At the December workshop, about 15 people came to the art space at the end of Narrowsburg’s Main Street to talk about the #MeToo movement and the Senate judiciary hearings on Brett Kavanaugh. The workshop, called “Finding the poetic movement in these challenging times” opened with Matt Carpenter, of the Delaware Valley Arts Alliance, reading a particularly uncomfortable short story called “The Catch,” by Sarah Yuster.

Other writers read poems and works of prose on political issues and the effects of military sexual trauma. After everyone had read, attendees discussed the writing and shared a general unease and sense of fear about the state of the world. It’s a place where people feel safe, Morris said, and often “chew on difficult things.”

“Whenever I speak, or another gender speaks… we understand what words are, but we don’t understand what one another’s experiences are, and that’s what makes us so mad and crazy,” Morris said.
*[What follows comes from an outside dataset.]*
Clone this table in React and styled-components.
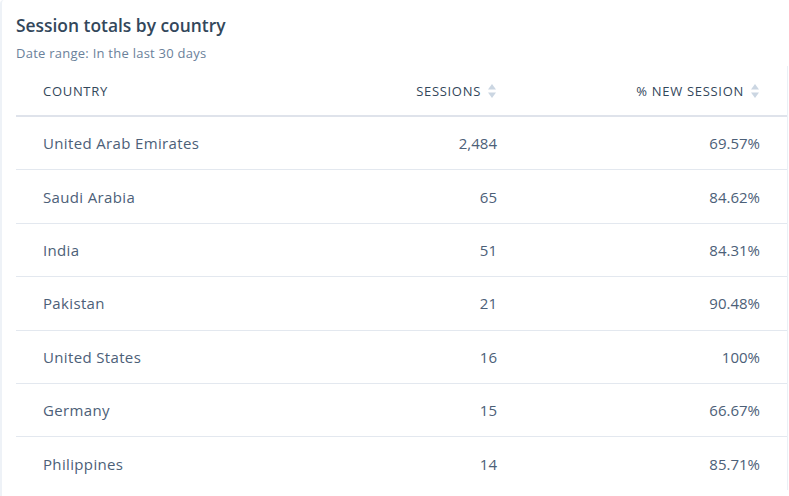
import React from 'react';
import styled, { createGlobalStyle } from 'styled-components';

const GlobalStyle = createGlobalStyle`
    body {
        margin: 0;
        background: #ffffff;
        font-family: "Open Sans", "Lato", sans-serif;
    }
`;

const Card = styled.div`
    width: 789px;
    height: 496px;
    box-sizing: border-box;
    border-left: 2px solid #eef2f7;
    border-top-left-radius: 4px;
    padding: 12px 0 0 14px;
    overflow: hidden;
`;

const Title = styled.h2`
    margin: 0;
    font-size: 17.4px;
    font-weight: 600;
    color: #33475b;
    line-height: 26px;
`;

const Subtitle = styled.div`
    margin-top: 7px;
    font-size: 13px;
    letter-spacing: 0.25px;
    color: #6b819a;
    line-height: 16px;
`;

const TableWrap = styled.div`
    margin-top: 5px;
    width: 771px;
    border-right: 1px solid #eaf0f6;
`;

const Table = styled.table`
    width: 100%;
    border-collapse: collapse;
    table-layout: fixed;
`;

const HeadCell = styled.th`
    height: 49px;
    padding: 0 27px 0 27px;
    font-size: 13px;
    letter-spacing: 0.7px;
    font-weight: 400;
    color: #33475b;
    text-transform: uppercase;
    text-align: ${p => (p.$right ? 'right' : 'left')};
    border-bottom: 2px solid #dfe3eb;
    white-space: nowrap;
`;

const HeadInner = styled.span`
    display: inline-flex;
    align-items: center;
    gap: 6px;
`;

const Cell = styled.td`
    height: 52.4px;
    padding: 0 27px 0 27px;
    font-size: 15px;
    letter-spacing: ${p => (p.$right ? '0' : '0.35px')};
    color: #4c6078;
    text-align: ${p => (p.$right ? 'right' : 'left')};
    border-bottom: 1px solid #e3e8ef;
`;

const Row = styled.tr`
    &:last-child td {
        border-bottom: none;
    }
`;

function SortIcon() {
    return (
        <svg width="10" height="16" viewBox="0 0 10 16">
            <path d="M5 1 L9 6.5 H1 Z" fill="#cbd6e2" />
            <path d="M5 15 L9 9.5 H1 Z" fill="#cbd6e2" />
        </svg>
    );
}

const rows = [
    { country: 'United Arab Emirates', sessions: '2,484', pct: '69.57%' },
    { country: 'Saudi Arabia', sessions: '65', pct: '84.62%' },
    { country: 'India', sessions: '51', pct: '84.31%' },
    { country: 'Pakistan', sessions: '21', pct: '90.48%' },
    { country: 'United States', sessions: '16', pct: '100%' },
    { country: 'Germany', sessions: '15', pct: '66.67%' },
    { country: 'Philippines', sessions: '14', pct: '85.71%' },
];

export default function App() {
    return (
        <>
            <GlobalStyle />
            <Card>
                <Title>Session totals by country</Title>
                <Subtitle>Date range: In the last 30 days</Subtitle>
                <TableWrap>
                    <Table>
                        <colgroup>
                            <col style={{ width: '300px' }} />
                            <col style={{ width: '208px' }} />
                            <col />
                        </colgroup>
                        <thead>
                            <tr>
                                <HeadCell>Country</HeadCell>
                                <HeadCell $right>
                                    <HeadInner>Sessions <SortIcon /></HeadInner>
                                </HeadCell>
                                <HeadCell $right>
                                    <HeadInner>% New Session <SortIcon /></HeadInner>
                                </HeadCell>
                            </tr>
                        </thead>
                        <tbody>
                            {rows.map((r, i) => (
                                <Row key={i}>
                                    <Cell>{r.country}</Cell>
                                    <Cell $right>{r.sessions}</Cell>
                                    <Cell $right>{r.pct}</Cell>
                                </Row>
                            ))}
                        </tbody>
                    </Table>
                </TableWrap>
            </Card>
        </>
    );
}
At the workshop that Sunday, men read sensitive pieces written by women, allowing them to embody their experiences. “I planned for that,” Morris said, adding that everyone can understand the feeling of being victimized, but rarely acknowledge when we’ve been the perpetrator of hurt. “I thought it was really important—one way of getting underneath this power differential.”

When writers meet, for Yarnslingers or writing groups at the Ethel B. Crawford Library, for instance, we are forced to listen to one another—to self-reflect and critique, not just our work, but also ourselves.

After WJFF aired Carpenter’s reading, Yuster wrote to Morris. “Karen, I’m shaky from having just listened to Matt’s reading of ‘The Catch.’ He created a magnificent, nuanced narration, I’d never have been able to procure.”

Critique, for a writer, is inevitable. And necessary—see my admission to a recent blunder on page two of today’s paper—but can also come in the form of learning to better understand each other, and to more responsibly engage with the world we all live in. As Maria Popova writes in an essay on the website BrainPickings, “Every successful act of engaging with the world guarantees that the world will engage back.”